Demonstrating the difference between the “menu” and “a la carte” – the first photo from the former, the apple strudel, served solo on the plate. The filling more like apple sauce than what I’d normally think of for a strudel, you know, sliced apples or something. But tasty. The latter photo, from the a la carte lunch, accompanied by a scoop of cinnamon ice cream, which was unfortunately rather grainy, I’m not sure what that was from, it didn’t seem like ice crystals, almost more like they’d curdled the eggs in making the base and hadn’t strained them out.

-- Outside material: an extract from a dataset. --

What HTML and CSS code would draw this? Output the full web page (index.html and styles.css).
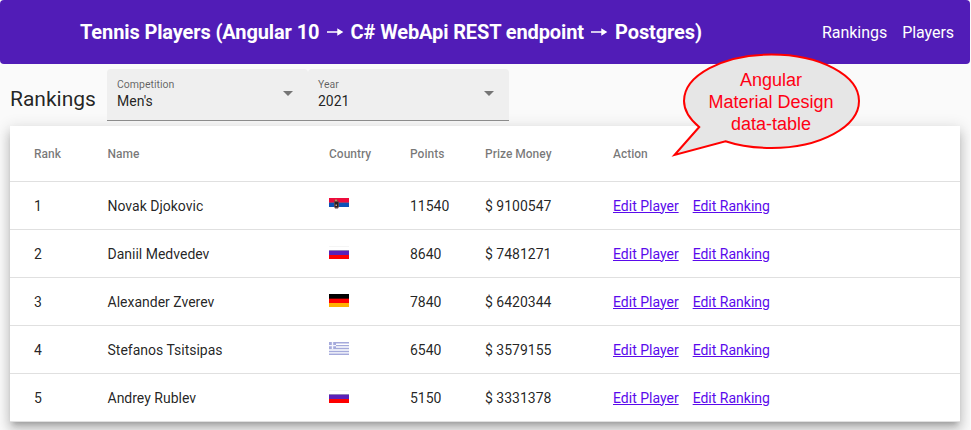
FILE: index.html
```html
<!DOCTYPE html>
<html lang="en">
<head>
<meta charset="utf-8">
<title>Tennis Players</title>
<link rel="stylesheet" href="styles.css">
</head>
<body>
<svg width="0" height="0" class="defs" aria-hidden="true">
  <symbol id="rs" viewBox="0 0 20 13">
    <path fill="#fff" d="M0 0h20v13H0z"/><path fill="#ed0b3c" d="M0 0h20v4H0z"/><path fill="#963d70" d="M0 4h20v1H0z"/><path fill="#0b51b8" d="M0 5h20v4H0z"/>
    <path fill="#a3393c" d="M5 2h4v7H5z"/><path fill="#5f4245" d="M5 3.5h5v5l-1 2H6l-1-2z"/><path fill="#222" d="M6 4h3v5H6z"/><path fill="#c5a39c" d="M6.5 6.5h1.5v1.5H6.500z"/><path fill="#b9925d" d="M6 1.500h2v1.500H6z"/>
  </symbol>
  <symbol id="ru" viewBox="0 0 20 13">
    <path fill="#fff" d="M0 0h20v13H0z"/><path fill="#f5f5f5" d="M0 0h20v1H0z"/><path fill="#9080b8" d="M0 4h20v1H0z"/><path fill="#5a20b8" d="M0 5h20v4H0z"/><path fill="#fe0000" d="M0 9h20v4H0z"/>
  </symbol>
  <symbol id="de" viewBox="0 0 20 13">
    <path d="M0 0h20v4H0z"/><path fill="#550000" d="M0 4h20v1H0z"/><path fill="#fe0000" d="M0 5h20v4H0z"/><path fill="#ffb100" d="M0 9h20v4H0z"/>
  </symbol>
  <symbol id="gr" viewBox="0 0 20 13">
    <path fill="#fff" d="M0 0h20v13H0z"/><path stroke="#a5aadb" stroke-width="1.45" d="M0 .7h20M0 3.600h20M0 6.500h20M0 9.400h20M0 12.300h20"/><path fill="#a5aadb" d="M0 0h7v7H0z"/><path fill="#f5f5ff" d="M2.800 0h1.400v7H2.800zM0 2.900h7v1.400H0z"/>
  </symbol>
</svg>
<header class="toolbar">
  <h1 class="title">Tennis Players (Angular 10 <svg class="arrow" viewBox="0 0 18 12"><path d="M1 5h14M12 2.500l4 2.500-4 2.500z"/></svg> C# WebApi REST endpoint <svg class="arrow" viewBox="0 0 18 12"><path d="M1 5h14M12 2.500l4 2.500-4 2.500z"/></svg> Postgres)</h1>
  <nav class="nav"><span>Rankings</span><span>Players</span></nav>
</header>
<section class="filters">
  <h2 class="heading">Rankings</h2>
  <div class="field"><div class="label">Competition</div><div class="value">Men's</div><i class="caret"></i></div>
  <div class="field"><div class="label">Year</div><div class="value">2021</div><i class="caret"></i></div>
</section>
<main class="table">
  <div class="row head"><span>Rank</span><span>Name</span><span>Country</span><span>Points</span><span>Prize Money</span><span>Action</span></div>
  <div class="row"><span>1</span><span>Novak Djokovic</span><svg class="flag"><use href="#rs"/></svg><span>11540</span><span>$ 9100547</span><span class="actions"><a href="#">Edit Player</a><a href="#">Edit Ranking</a></span></div>
  <div class="row"><span>2</span><span>Daniil Medvedev</span><svg class="flag"><use href="#ru"/></svg><span>8640</span><span>$ 7481271</span><span class="actions"><a href="#">Edit Player</a><a href="#">Edit Ranking</a></span></div>
  <div class="row"><span>3</span><span>Alexander Zverev</span><svg class="flag"><use href="#de"/></svg><span>7840</span><span>$ 6420344</span><span class="actions"><a href="#">Edit Player</a><a href="#">Edit Ranking</a></span></div>
  <div class="row"><span>4</span><span>Stefanos Tsitsipas</span><svg class="flag"><use href="#gr"/></svg><span>6540</span><span>$ 3579155</span><span class="actions"><a href="#">Edit Player</a><a href="#">Edit Ranking</a></span></div>
  <div class="row"><span>5</span><span>Andrey Rublev</span><svg class="flag"><use href="#ru"/></svg><span>5150</span><span>$ 3331378</span><span class="actions"><a href="#">Edit Player</a><a href="#">Edit Ranking</a></span></div>
</main>
<aside class="callout">
  <svg class="bubble" viewBox="0 0 192 106"><path d="M31.200 75C21.500 67 16 58.500 16 49C16 23.300 55 2.500 103.500 2.500S191 23.300 191 49S152 96 103.500 96C86.500 96 70 93.500 57.500 89.300L6.500 103Z"/></svg>
  <p class="callout-text">Angular<br>Material Design<br>data-table</p>
</aside>
</body>
</html>
```
FILE: styles.css
```css
body {
  margin: 0;
  width: 970px;
  height: 430px;
  overflow: hidden;
  background: #fafafa;
  color: rgba(0, 0, 0, .87);
  font-family: Roboto, sans-serif;
}
.defs { position: absolute; }
.toolbar {
  box-sizing: border-box;
  display: flex;
  align-items: center;
  justify-content: space-between;
  height: 64px;
  padding: 0 16px 0 80px;
  border-radius: 4px;
  background: #511cb7;
  color: #fff;
}
.title { margin: 0; font-size: 20px; font-weight: 700; line-height: 32px; letter-spacing: -.12px; white-space: nowrap; }
.arrow { width: 18px; height: 12px; margin: 0 2px 0 1.500px; fill: #fff; stroke: #fff; stroke-width: 1.4; }
.nav { display: flex; gap: 15px; padding-top: 1px; font-size: 16px; line-height: 24px; letter-spacing: -.05px; }
.filters { display: flex; height: 57px; padding-top: 5px; }
.heading { margin: 0; width: 97px; padding-left: 10px; font-size: 21px; font-weight: 400; line-height: 60px; }
.field {
  position: relative;
  box-sizing: border-box;
  width: 201px;
  height: 52px;
  padding: 9px 10px 0;
  border-bottom: 1px solid #8c8c8c;
  border-radius: 4px 4px 0 0;
  background: #efefef;
}
.label { font-size: 10.5px; line-height: 13px; color: rgba(0, 0, 0, .6); }
.value { margin-top: 2px; font-size: 14px; line-height: 16px; }
.caret {
  position: absolute;
  right: 15px;
  top: 22px;
  border: 5px solid transparent;
  border-top-color: #757575;
  border-bottom: 0;
}
.table {
  margin: 0 10px;
  background: #fff;
  box-shadow: 0 5px 5px -3px rgba(0, 0, 0, .2), 0 8px 10px 1px rgba(0, 0, 0, .14), 0 3px 14px 2px rgba(0, 0, 0, .12);
}
.row {
  box-sizing: border-box;
  display: grid;
  grid-template-columns: 73.500px 221.500px 81px 75px 128px 1fr;
  align-items: center;
  height: 48px;
  padding-left: 24px;
  border-bottom: 1px solid #e0e0e0;
  font-size: 14px;
  line-height: 20px;
}
.head { height: 56px; color: rgba(0, 0, 0, .54); font-size: 12px; font-weight: 500; }
.flag { width: 20px; height: 13px; margin-bottom: 2px; }
.actions { display: flex; gap: 14px; }
.actions a { color: #5a0aec; }
.callout { position: absolute; left: 668px; top: 52px; width: 192px; height: 106px; }
.bubble { display: block; width: 192px; height: 106px; }
.bubble path { fill: #e6e6e6; stroke: #f00; stroke-width: 2; }
.callout-text {
  position: absolute;
  left: 16px;
  top: 17px;
  width: 174px;
  margin: 0;
  color: #ff0014;
  font: 18px/22px "Liberation Sans", sans-serif;
  text-align: center;
}
```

So, let’s see. Love the space – it’s beautifully setup with white tablecloths and nice silver and crystal. Service is friendly and fairly efficient, though, perhaps, a bit “oh well” in response to criticism. The food – on the flavor front it’s generally good, though tending towards overly sweet and salty, at least from what we tried, and presentation is surprisingly lacking given the overall ambiance of the restaurant. And if you’re going to bill something as a main ingredient, it ought to show up pretty obviously, not be something that’s either missing or that one has to search for (the sweetbreads and crabmeat being the main culprits here). The pricing on the lunch prix fixe isn’t bad for what you get, especially given that the new location is in the heart of “old Recoleta”, where everything is pricey. Even the pricing on the a la carte at lunch wouldn’t bad if you got what the menu promises, though the dinner prices seem a little obscene, even for this ‘hood, for food that’s not amazingly creative or something. Or maybe they are high, if I tote up three similar courses plus a bottle of water, it’d run 189 pesos (plus coffee and a glass of wine brought the total to 256 pesos). To be honest, I’d have to say I was disappointed – not that it was bad, it just didn’t live up to the billing. Would I go back? I’d have to leave that as a maybe, and then likely only because it’s just a couple of block walk from home. There are too many other Italian restaurants in the area, some less expensive, some more, some less creative, some more. In my mind it’s Recommended for the prix fixe, but probably just Okay for the a la carte, and I think I have to go with the latter.